Re-gen efficiency in Prime

Varies.

Smooth and steady beats gliding plus harsh application.

 

There's actually a screen on the prius that shows how much braking is going towards Regen vs physical brakes. So if you brake too hard, the physical brakes will be used and the Regen possibly will be wasted. Using B mode is a good way to not waste braking on moderate hills.

When/if you do get a prime, the screen on the dash that shows where the power is coming from with the car diagram, hitting the down arrow on the steering wheel shows how much brake power is being utilized.

Posted via the PriusChat mobile app.

 

So that means that if the DRCC takes you to a complete stop, that it will apply the friction brakes at 8mph, and presumably also light the brake lights?

 

The DRCC will light the brake lights but B mode will not.

 

Is this the same screen that also shows your 3 "ECO" scores?
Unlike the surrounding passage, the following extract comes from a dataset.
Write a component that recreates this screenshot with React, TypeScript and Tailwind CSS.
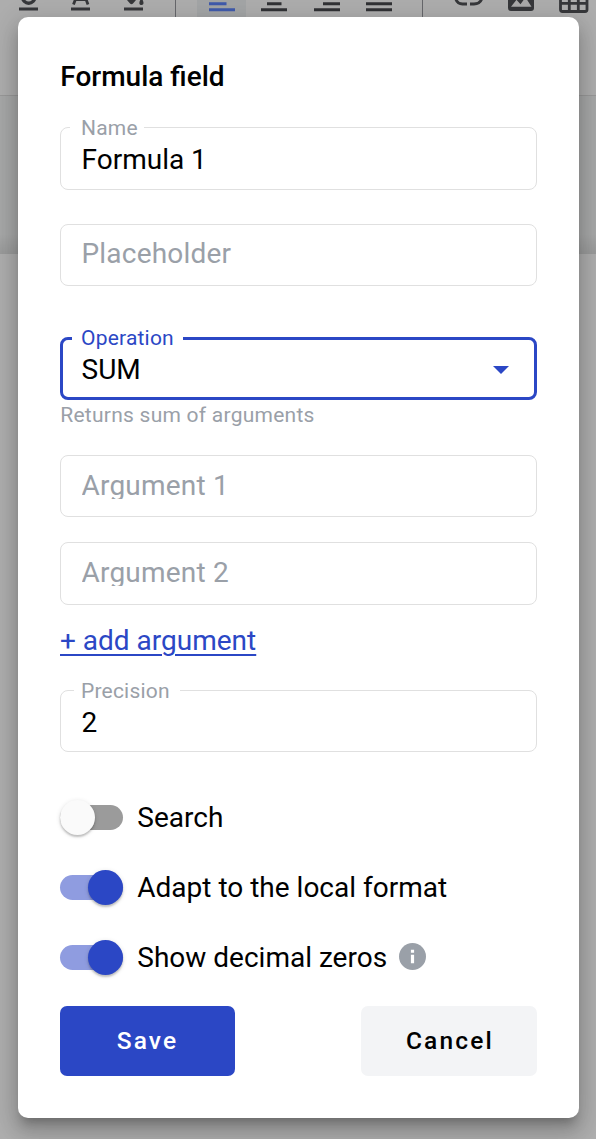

If so, while it does show a regen graph (when regen is going on) it doesn't show if (or how much) physical brakes are being used. Unless there's a different screen I'm missing. Any way you could take a picture of it and post it here?

If it's the screen I'm thinking of, it's indeed a helpful screen, but it only shows how much regen is going on -- not if physical braking is occurring (or not) at the same time along with the regen...

 

Driving the guy behind you crazy when using DRCC in the city.

 

The Gen-4 will regen down to about 2 MPH.

 

Regen efficiency cannot be linear. Some portion of the losses (probably most of them) are conduction losses which go with current squared.

 

Torque (braking force) goes with current. Losses go with current squared. That means losses get higher with higher braking force.

To illustrate, let's take two extreme cases:

Lets say you need 1 unit of braking force for 10 seconds to stop. You could get that two extreme ways:

1 unit of braking for 10 continuous seconds
2 units of braking for 5 seconds, 0 units of braking for the other 5 seconds.

The first one has losses of 1^2 for 10 seconds for total losses of 1*10 = 10 units.
The second one has losses 2^2 for 5 seconds for total losses of 4*5 = 20 units.

 

I think it is more complicated than that. You need a certain braking force to stop this heavy car, so some of the force is used to slow the car and some of the force is used to charge the traction battery. So if I barely apply the brakes and take ten seconds to stop the car or at the same speed I take five seconds to stop the car, which scenario has generated the most power? (I know which scenario pisses off the driver behind me the most.)

 

Unless you push the pedal hard enough to apply the friction brakes, all of the braking force is used to charge the battery.

 

No, it's exactly the same as my earlier statement.

Low current = smooth and steady = lower losses. Gliding plus harsh application = high current = higher losses.